§ SET PROBLEM
Find and copy lines holding "TypeScript".

§ DATA
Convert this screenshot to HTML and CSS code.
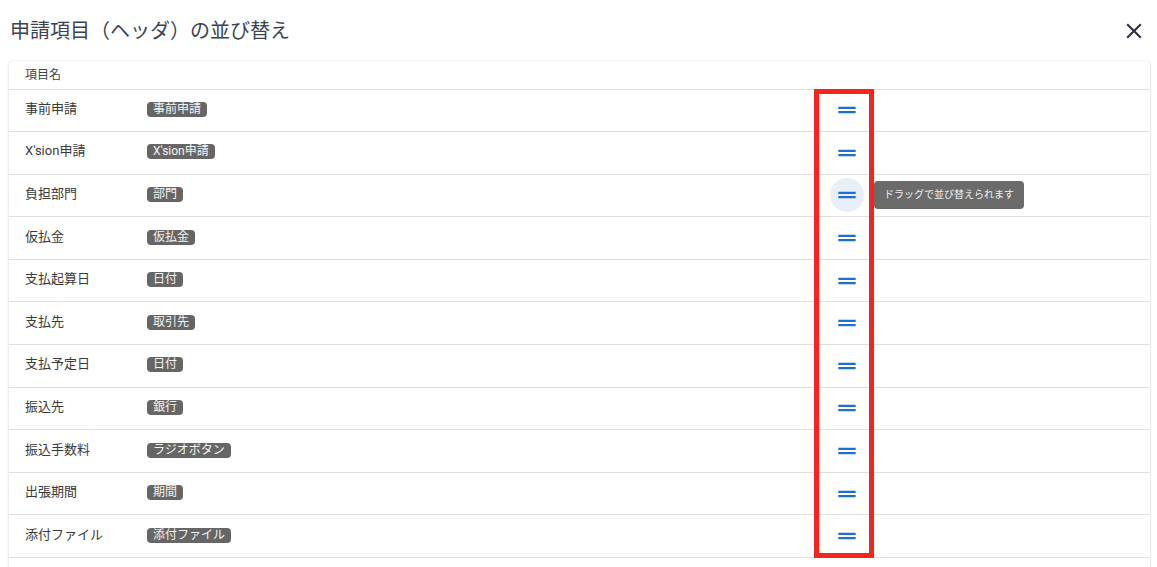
FILE: index.html
```html
<!DOCTYPE html>
<html lang="ja">
<head>
<meta charset="utf-8">
<title>申請項目（ヘッダ）の並び替え</title>
<link rel="stylesheet" href="styles.css">
</head>
<body>
<header class="dialog-head">
  <h1 class="dialog-title">申請項目（ヘッダ）の並び替え</h1>
  <button class="close-btn" aria-label="閉じる">
    <svg viewBox="0 0 24 24" width="26" height="26"><path fill="currentColor" d="M19 6.41L17.59 5 12 10.59 6.41 5 5 6.41 10.59 12 5 17.59 6.41 19 12 13.41 17.59 19 19 17.59 13.41 12z"/></svg>
  </button>
</header>
<main class="card">
  <div class="row head-row"><span class="name">項目名</span></div>
  <div class="row"><span class="name">事前申請</span><span class="chip-cell"><span class="chip">事前申請</span></span><span class="handle"><svg viewBox="0 0 24 24" width="26" height="26"><path fill="currentColor" d="M20 9H4v2h16V9zM4 15h16v-2H4v2z"/></svg></span></div>
  <div class="row"><span class="name">X'sion申請</span><span class="chip-cell"><span class="chip">X'sion申請</span></span><span class="handle"><svg viewBox="0 0 24 24" width="26" height="26"><path fill="currentColor" d="M20 9H4v2h16V9zM4 15h16v-2H4v2z"/></svg></span></div>
  <div class="row"><span class="name">負担部門</span><span class="chip-cell"><span class="chip">部門</span></span><span class="handle hover"><svg viewBox="0 0 24 24" width="26" height="26"><path fill="currentColor" d="M20 9H4v2h16V9zM4 15h16v-2H4v2z"/></svg><span class="tooltip">ドラッグで並び替えられます</span></span></div>
  <div class="row"><span class="name">仮払金</span><span class="chip-cell"><span class="chip">仮払金</span></span><span class="handle"><svg viewBox="0 0 24 24" width="26" height="26"><path fill="currentColor" d="M20 9H4v2h16V9zM4 15h16v-2H4v2z"/></svg></span></div>
  <div class="row"><span class="name">支払起算日</span><span class="chip-cell"><span class="chip">日付</span></span><span class="handle"><svg viewBox="0 0 24 24" width="26" height="26"><path fill="currentColor" d="M20 9H4v2h16V9zM4 15h16v-2H4v2z"/></svg></span></div>
  <div class="row"><span class="name">支払先</span><span class="chip-cell"><span class="chip">取引先</span></span><span class="handle"><svg viewBox="0 0 24 24" width="26" height="26"><path fill="currentColor" d="M20 9H4v2h16V9zM4 15h16v-2H4v2z"/></svg></span></div>
  <div class="row"><span class="name">支払予定日</span><span class="chip-cell"><span class="chip">日付</span></span><span class="handle"><svg viewBox="0 0 24 24" width="26" height="26"><path fill="currentColor" d="M20 9H4v2h16V9zM4 15h16v-2H4v2z"/></svg></span></div>
  <div class="row"><span class="name">振込先</span><span class="chip-cell"><span class="chip">銀行</span></span><span class="handle"><svg viewBox="0 0 24 24" width="26" height="26"><path fill="currentColor" d="M20 9H4v2h16V9zM4 15h16v-2H4v2z"/></svg></span></div>
  <div class="row"><span class="name">振込手数料</span><span class="chip-cell"><span class="chip">ラジオボタン</span></span><span class="handle"><svg viewBox="0 0 24 24" width="26" height="26"><path fill="currentColor" d="M20 9H4v2h16V9zM4 15h16v-2H4v2z"/></svg></span></div>
  <div class="row"><span class="name">出張期間</span><span class="chip-cell"><span class="chip">期間</span></span><span class="handle"><svg viewBox="0 0 24 24" width="26" height="26"><path fill="currentColor" d="M20 9H4v2h16V9zM4 15h16v-2H4v2z"/></svg></span></div>
  <div class="row"><span class="name">添付ファイル</span><span class="chip-cell"><span class="chip">添付ファイル</span></span><span class="handle"><svg viewBox="0 0 24 24" width="26" height="26"><path fill="currentColor" d="M20 9H4v2h16V9zM4 15h16v-2H4v2z"/></svg></span></div>
  <div class="highlight-box" aria-hidden="true"></div>
</main>
</body>
</html>
```
FILE: styles.css
```css
* { box-sizing: border-box; }
body {
  margin: 0;
  background: #fff;
  font-family: Roboto, "Noto Sans CJK JP", sans-serif;
  color: #3a3a3a;
}
.dialog-head {
  height: 61px;
  display: flex;
  align-items: center;
  justify-content: space-between;
  padding: 0 10px 0 10px;
}
.dialog-title {
  margin: 0;
  font-size: 20px;
  font-weight: 400;
  line-height: 28px;
  color: #3a4552;
}
.close-btn {
  border: 0;
  background: none;
  padding: 0;
  width: 26px;
  height: 26px;
  color: #2b3440;
  display: flex;
}
.card {
  position: relative;
  margin: 0 7px 0 9px;
  border-radius: 4px;
  background: #fff;
  box-shadow: 0 1px 3px rgba(0,0,0,0.18), 0 0 1px rgba(0,0,0,0.12);
  padding-bottom: 30px;
}
.row {
  display: grid;
  grid-template-columns: 122px 683px 34px 1fr;
  align-items: center;
  height: 42.6px;
  padding-left: 16px;
  border-bottom: 1px solid #e0e0e0;
  font-size: 13px;
  line-height: 16px;
}
.row .name { padding-bottom: 3px; }
.head-row {
  height: 28.5px;
  font-size: 12px;
  color: #444;
}
.head-row .name { padding-bottom: 0; padding-top: 1px; }
.name { white-space: nowrap; }
.chip-cell { display: flex; align-items: center; padding-bottom: 2px; }
.chip {
  display: inline-block;
  background: #666;
  color: #f4f4f4;
  font-size: 12px;
  line-height: 15px;
  padding: 0 6px;
  border-radius: 4px;
}
.handle {
  position: relative;
  width: 34px;
  height: 34px;
  border-radius: 50%;
  display: flex;
  align-items: center;
  justify-content: center;
  color: #1f6fcf;
}
.handle.hover { background: #e8eff9; }
.tooltip {
  position: absolute;
  left: 44px;
  top: 50%;
  transform: translateY(-50%);
  background: #6b6b6b;
  color: #f0f0f0;
  font-size: 10px;
  line-height: 28px;
  padding: 0 10px;
  border-radius: 4px;
  white-space: nowrap;
}
.highlight-box {
  position: absolute;
  left: 805px;
  top: 28px;
  width: 60px;
  height: 469px;
  border: 5px solid #f5241c;
  pointer-events: none;
}
```
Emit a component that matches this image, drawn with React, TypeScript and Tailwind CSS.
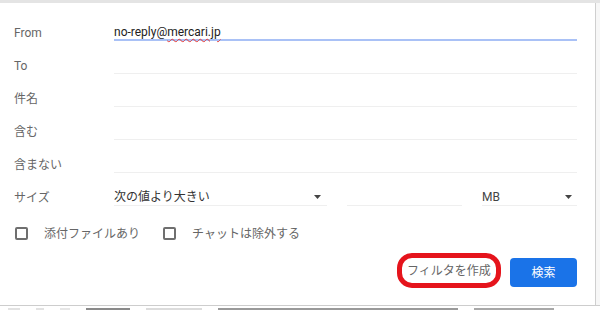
const font = { fontFamily: 'Roboto, "Noto Sans CJK JP", sans-serif' };

const Caret = () => (
  <svg width="7" height="4" viewBox="0 0 7 4" className="shrink-0">
    <path d="M0 0h7L3.5 4z" fill="#444" />
  </svg>
);

const FieldRow = ({ label, value, active }: { label: string; value?: React.ReactNode; active?: boolean }) => (
  <div className="flex h-[33px] items-center">
    <div className="w-[100px] text-[12px] text-[#666]">{label}</div>
    <div
      className={
        active
          ? "flex h-[17px] flex-1 items-center border-b-2 border-[#a9c1f6] text-[12px] text-[#222]"
          : "flex h-[17px] flex-1 items-center border-b border-[#efefef] text-[12px] text-[#222]"
      }
    >
      {value}
    </div>
  </div>
);

const Checkbox = ({ label }: { label: string }) => (
  <label className="flex items-center">
    <span className="h-[13px] w-[13px] rounded-[2px] border-2 border-[#6f6f6f]" />
    <span className="ml-[16px] text-[12px] text-[#666]">{label}</span>
  </label>
);

// the mail row under the panel is cut off, only blurred marks show
const marks = [
  { w: 12, c: "bg-[#e2e2e2]" },
  { w: 8, c: "bg-[#e2e2e2]" },
  { w: 10, c: "bg-[#e6e6e6]" },
  { w: 44, c: "bg-[#8a8a8a]" },
  { w: 56, c: "bg-[#dcdcdc]" },
  { w: 240, c: "bg-[#9a9a9a]" },
  { w: 80, c: "bg-[#a8a8a8]" },
];

export default function App() {
  return (
    <div className="flex h-[312px] w-[600px] flex-col overflow-hidden bg-[#f4f4f4]" style={font}>
      <div className="h-[3px] bg-[#e4e4e4]" />
      <div className="flex h-[302px]">
        <div className="flex w-[596px] flex-col border-r border-[#cfcfcf] bg-white pl-[14px] pr-[18px] pt-[13px]">
          <FieldRow
            label="From"
            active
            value={
              <span>
                no-reply@
                <span className="underline decoration-[#e53935] decoration-wavy decoration-1 underline-offset-2">
                  mercari.jp
                </span>
              </span>
            }
          />
          <FieldRow label="To" />
          <FieldRow label="件名" />
          <FieldRow label="含む" />
          <FieldRow label="含まない" />

          <div className="flex h-[33px] items-center">
            <div className="w-[100px] text-[12px] text-[#666]">サイズ</div>
            <div className="flex h-[17px] w-[213px] items-center justify-between border-b border-[#efefef] pr-[6px] text-[12px] text-[#333]">
              <span>次の値より大きい</span>
              <Caret />
            </div>
            <div className="ml-[20px] h-[17px] w-[115px] border-b border-[#efefef]" />
            <div className="ml-[20px] flex h-[17px] flex-1 items-center justify-between border-b border-[#efefef] pr-[5px] text-[12px] text-[#444]">
              <span>MB</span>
              <Caret />
            </div>
          </div>

          <div className="flex h-[39px] items-center gap-[23px] pl-px">
            <Checkbox label="添付ファイルあり" />
            <Checkbox label="チャットは除外する" />
          </div>

          <div className="flex items-start justify-end gap-[9px]">
            <span className="flex h-[35px] w-[104px] items-center justify-center rounded-[15px] border-[5px] border-[#e5141c] text-[12px] text-[#666]">
              フィルタを作成
            </span>
            <button className="mt-[5px] h-[29px] w-[67px] rounded-[4px] bg-[#1a73e8] text-[12px] text-white">
              検索
            </button>
          </div>
        </div>
        <div className="flex-1 bg-[#f7f7f7]" />
      </div>
      <div className="flex h-[7px] items-center gap-[16px] overflow-hidden border-t border-[#cdcdcd] bg-white pl-[8px]">
        {marks.map((m, i) => (
          <span key={i} className={`h-[2px] shrink-0 ${m.c}`} style={{ width: m.w }} />
        ))}
      </div>
    </div>
  );
}
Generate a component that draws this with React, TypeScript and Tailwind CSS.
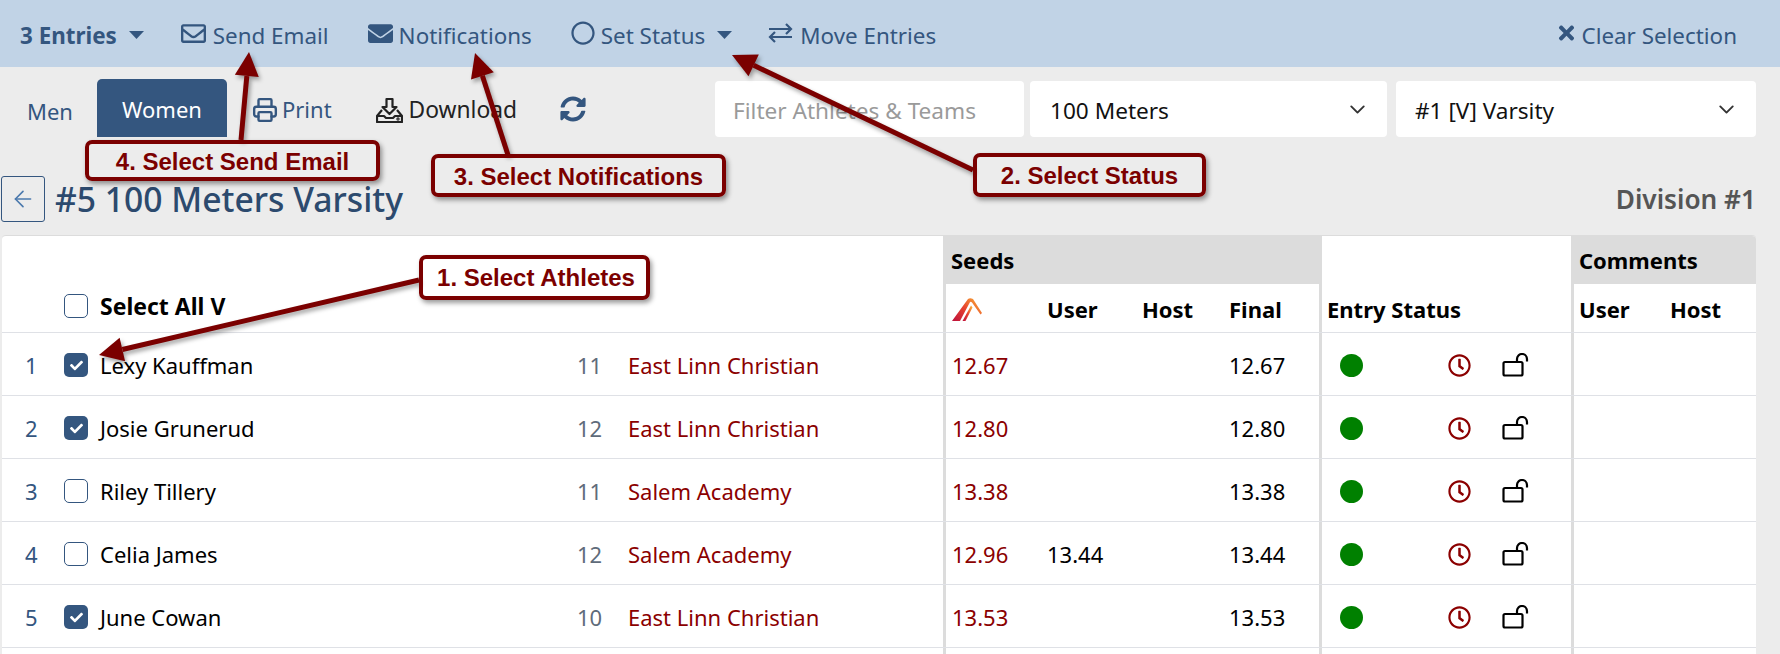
import React from "react";
import { FaRegEnvelope, FaEnvelope, FaRegCircle, FaTimes, FaSyncAlt, FaRegClock, FaCheck } from "react-icons/fa";
import { Printer, ArrowLeft, ChevronDown } from "lucide-react";

const rows = [
  { n: 1, name: "Lexy Kauffman", g: 11, team: "East Linn Christian", seed: "12.67", user: "", final: "12.67", on: true },
  { n: 2, name: "Josie Grunerud", g: 12, team: "East Linn Christian", seed: "12.80", user: "", final: "12.80", on: true },
  { n: 3, name: "Riley Tillery", g: 11, team: "Salem Academy", seed: "13.38", user: "", final: "13.38", on: false },
  { n: 4, name: "Celia James", g: 12, team: "Salem Academy", seed: "12.96", user: "13.44", final: "13.44", on: false },
  { n: 5, name: "June Cowan", g: 10, team: "East Linn Christian", seed: "13.53", user: "", final: "13.53", on: true },
];

function Box({ on }: { on: boolean }) {
  return on ? (
    <span className="flex h-[24px] w-[24px] items-center justify-center rounded-[5px] bg-[#34567f] text-white">
      <FaCheck className="h-[13px] w-[13px]" />
    </span>
  ) : (
    <span className="block h-[24px] w-[24px] rounded-[5px] border border-[#34567f] bg-white" />
  );
}

function Caret() {
  return (
    <svg viewBox="0 0 15 8" className="h-[8px] w-[15px]" fill="currentColor">
      <path d="M0 0h15L7.5 8z" />
    </svg>
  );
}

function ExchangeIcon() {
  return (
    <svg viewBox="0 0 25 20" className="h-[20px] w-[25px]" fill="none" stroke="currentColor" strokeWidth="2.2">
      <path d="M1 6h22M18 1l5 5-5 5" />
      <path d="M24 14H2M7 9l-5 5 5 5" />
    </svg>
  );
}

function DownloadIcon() {
  return (
    <svg viewBox="0 0 27 27" className="h-[27px] w-[27px]" fill="none" stroke="currentColor" strokeWidth="2.2" strokeLinejoin="round">
      <path d="M10.5 2h6v8h4l-7 7-7-7h4z" />
      <path d="M6 13l-5 6v6h25v-6l-5-6" />
      <path d="M1 19h7l2 2h7l2-2h7" />
      <circle cx="22" cy="22" r="0.6" />
    </svg>
  );
}

function LockIcon() {
  return (
    <svg viewBox="0 0 27 24" className="h-[24px] w-[27px]" fill="none" stroke="#000" strokeWidth="2.2">
      <rect x="1.5" y="9" width="19" height="13.5" rx="1.5" />
      <path d="M15 9V6a4.7 4.7 0 0 1 10 0v2.5" />
    </svg>
  );
}

function Logo() {
  return (
    <svg viewBox="0 0 30 23" className="h-[23px] w-[30px]">
      <defs>
        <linearGradient id="lg" x1="0" y1="1" x2="1" y2="0.2">
          <stop offset="0" stopColor="#bd0f3c" />
          <stop offset="0.55" stopColor="#e8452f" />
          <stop offset="1" stopColor="#f8a835" />
        </linearGradient>
      </defs>
      <path d="M0 23 L16 1 Q18 -0.5 21 1 L30 15 L28.5 16.5 L20 4.5 Q18.5 3 17.5 5 L8 23 Z" fill="url(#lg)" />
      <path d="M10.5 23 L19 7.5 L20.5 9.5 L13.5 23 Z" fill="url(#lg)" />
    </svg>
  );
}

function Callout({ className, children }: { className: string; children: React.ReactNode }) {
  return (
    <div className={`absolute flex items-center justify-center rounded-[7px] border-[4px] border-[#7b0000] font-['Liberation_Sans',Arial,sans-serif] text-[24px] font-bold text-[#7b0000] shadow-[2px_3px_5px_rgba(0,0,0,0.4)] ${className}`}>
      {children}
    </div>
  );
}

function Arrow({ x1, y1, x2, y2 }: { x1: number; y1: number; x2: number; y2: number }) {
  const dx = x2 - x1, dy = y2 - y1;
  const len = Math.hypot(dx, dy);
  const ux = dx / len, uy = dy / len;
  const hl = 24, hw = 12;
  const bx = x2 - ux * hl, by = y2 - uy * hl;
  const pts = `${x2},${y2} ${bx - uy * hw},${by + ux * hw} ${bx + uy * hw},${by - ux * hw}`;
  return (
    <g>
      <line x1={x1} y1={y1} x2={bx} y2={by} stroke="#7b0000" strokeWidth="5" />
      <polygon points={pts} fill="#7b0000" />
    </g>
  );
}

export default function App() {
  return (
    <div className="relative h-[654px] w-[1780px] overflow-hidden bg-[#ececec] font-['Noto_Sans',sans-serif] text-[22px] text-black">
      {/* Selection bar */}
      <div className="flex h-[67px] items-center bg-[#c1d3e6] pl-[20px] pr-[43px] text-[22.4px] text-[#34567f]">
        <span className="pt-[5px] font-bold">3 Entries</span>
        <span className="ml-[12px] pt-[3px]"><Caret /></span>
        <span className="ml-[37px] flex items-center gap-[7px]"><FaRegEnvelope className="h-[25px] w-[25px]" /><span className="pt-[5px]">Send Email</span></span>
        <span className="ml-[39px] flex items-center gap-[6px]"><FaEnvelope className="h-[25px] w-[25px]" /><span className="pt-[5px]">Notifications</span></span>
        <span className="ml-[39px] flex items-center gap-[6px]"><FaRegCircle className="h-[24px] w-[24px]" /><span className="pt-[5px]">Set Status</span></span>
        <span className="ml-[12px] pt-[3px]"><Caret /></span>
        <span className="ml-[36px] flex items-center gap-[7px]"><ExchangeIcon /><span className="pt-[5px]">Move Entries</span></span>
        <span className="ml-auto flex items-center gap-[5px]"><FaTimes className="h-[22px] w-[19px]" /><span className="pt-[5px]">Clear Selection</span></span>
      </div>

      {/* Tabs and filters */}
      <div className="flex h-[70px] items-start pt-[12px]">
        <span className="mt-[16px] ml-[27px] text-[#34567f]">Men</span>
        <span className="ml-[24px] flex h-[58px] w-[130px] items-center justify-center rounded-t-[5px] bg-[#34567f] pt-[2px] text-white">Women</span>
        <span className="mt-[14px] ml-[25px] flex items-center gap-[4px] text-[#34567f]"><Printer className="h-[26px] w-[26px]" strokeWidth={2.2} />Print</span>
        <span className="mt-[14px] ml-[44px] flex items-center gap-[6px] text-[22.8px] text-[#222]"><DownloadIcon />Download</span>
        <FaSyncAlt className="mt-[17px] ml-[43px] h-[26px] w-[26px] text-[#34567f]" />
        <div className="mt-[2px] ml-auto mr-[24px] flex gap-[6px] text-[22.6px]">
          <div className="flex h-[56px] w-[309px] items-center rounded-[4px] bg-white pt-[3px] pl-[18px] text-[#9a9a9a]">Filter Athletes &amp; Teams</div>
          <div className="flex h-[56px] w-[357px] items-center justify-between rounded-[4px] bg-white pl-[20px] pr-[17px] text-[#111]"><span className="pt-[3px]">100 Meters</span><ChevronDown className="h-[25px] w-[25px] text-[#333]" strokeWidth={1.8} /></div>
          <div className="ml-[3px] flex h-[56px] w-[360px] items-center justify-between rounded-[4px] bg-white pl-[19px] pr-[17px] text-[#111]"><span className="pt-[3px]">#1 [V] Varsity</span><ChevronDown className="h-[25px] w-[25px] text-[#333]" strokeWidth={1.8} /></div>
        </div>
      </div>

      {/* Title */}
      <div className="flex h-[98px] items-start pl-[1px] pr-[24px] pt-[39px]">
        <span className="flex h-[46px] w-[44px] items-center justify-center rounded-[3px] border border-[#34567f] text-[#4b79ad]"><ArrowLeft className="h-[26px] w-[26px]" strokeWidth={1.5} /></span>
        <span className="ml-[10px] text-[33.7px] leading-[46px] font-medium text-[#2c4a6e]">#5 100 Meters Varsity</span>
        <span className="ml-auto text-[26.2px] leading-[46px] font-semibold text-[#555]">Division #1</span>
      </div>

      {/* Table */}
      <div className="ml-[2px] mr-[24px] h-[420px] overflow-hidden rounded-t-[4px] border-t border-[#dcdcdc] bg-white">
        {/* Header */}
        <div className="flex h-[97px] border-b border-[#dfe1e6] font-bold">
          <div className="flex w-[941px] items-end pb-[9px]">
            <span className="ml-[62px] mb-[5px]"><Box on={false} /></span>
            <span className="ml-[12px] text-[23px]">Select All V</span>
          </div>
          <div className="flex w-[376px] flex-col">
            <div className="flex h-[48px] items-center bg-[#dcdcdc] pl-[8px]">Seeds</div>
            <div className="flex flex-1 items-center border-l-[3px] border-[#dcdcdc] pt-[3px] pl-[6px]">
              <span className="w-[95px]"><Logo /></span>
              <span className="w-[95px]">User</span>
              <span className="w-[87px]">Host</span>
              <span>Final</span>
            </div>
          </div>
          <div className="flex w-[252px] items-end border-l-[3px] border-[#dcdcdc] pb-[6px] pl-[5px]">Entry Status</div>
          <div className="flex flex-1 flex-col border-l-[3px] border-[#dcdcdc]">
            <div className="flex h-[48px] items-center bg-[#dcdcdc] pl-[5px]">Comments</div>
            <div className="flex flex-1 items-center pt-[3px] pl-[5px]">
              <span className="w-[91px]">User</span>
              <span>Host</span>
            </div>
          </div>
        </div>
        {/* Rows */}
        {rows.map((r) => (
          <div key={r.n} className="flex h-[63px] items-stretch border-b border-[#dfe1e6]">
            <div className="flex w-[941px] items-center pt-[2px]">
              <span className="w-[62px] pt-[1px] pl-[23px] text-[#34567f]">{r.n}</span>
              <Box on={r.on} />
              <span className="ml-[12px] w-[477px] pt-[1px]">{r.name}</span>
              <span className="w-[51px] pt-[1px] text-[#5f6b7a]">{r.g}</span>
              <span className="pt-[1px] text-[#8b0000]">{r.team}</span>
            </div>
            <div className="flex w-[376px] items-center border-l-[3px] border-[#dcdcdc] pt-[3px] pl-[6px]">
              <span className="w-[95px] text-[#8b0000]">{r.seed}</span>
              <span className="w-[182px]">{r.user}</span>
              <span>{r.final}</span>
            </div>
            <div className="flex w-[252px] items-center border-l-[3px] border-[#dcdcdc] pt-[2px] pl-[18px]">
              <span className="h-[23px] w-[23px] rounded-full bg-[#008000]" />
              <FaRegClock className="ml-[85px] h-[23px] w-[23px] text-[#8b0000]" />
              <span className="ml-[31px]"><LockIcon /></span>
            </div>
            <div className="flex-1 border-l-[3px] border-[#dcdcdc]" />
          </div>
        ))}
        <div className="flex h-[63px]">
          <div className="w-[941px]" />
          <div className="w-[376px] border-l-[3px] border-[#dcdcdc]" />
          <div className="w-[252px] border-l-[3px] border-[#dcdcdc]" />
          <div className="flex-1 border-l-[3px] border-[#dcdcdc]" />
        </div>
      </div>

      {/* Tutorial annotations */}
      <svg className="pointer-events-none absolute top-0 left-0 h-[654px] w-[1780px] drop-shadow-[2px_3px_2px_rgba(0,0,0,0.35)]" viewBox="0 0 1780 654">
        <Arrow x1={241} y1={140} x2={249} y2={52} />
        <Arrow x1={508} y1={155} x2={475} y2={53} />
        <Arrow x1={973} y1={170} x2={732} y2={55} />
        <Arrow x1={419} y1={280} x2={99} y2={355} />
      </svg>
      <Callout className="top-[140px] left-[85px] h-[41px] w-[295px] pt-[2px]">4. Select Send Email</Callout>
      <Callout className="top-[154px] left-[431px] h-[43px] w-[295px] pt-[2px]">3. Select Notifications</Callout>
      <Callout className="top-[153px] left-[973px] h-[44px] w-[233px] pt-[2px]">2. Select Status</Callout>
      <Callout className="top-[255px] left-[419px] h-[45px] w-[231px] pl-[3px]">1. Select Athletes</Callout>
    </div>
  );
}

§ PROBLEM SOLUTION
Emit a component that matches this image, drawn with React, TypeScript and Tailwind CSS.
Generate a component that draws this with React, TypeScript and Tailwind CSS.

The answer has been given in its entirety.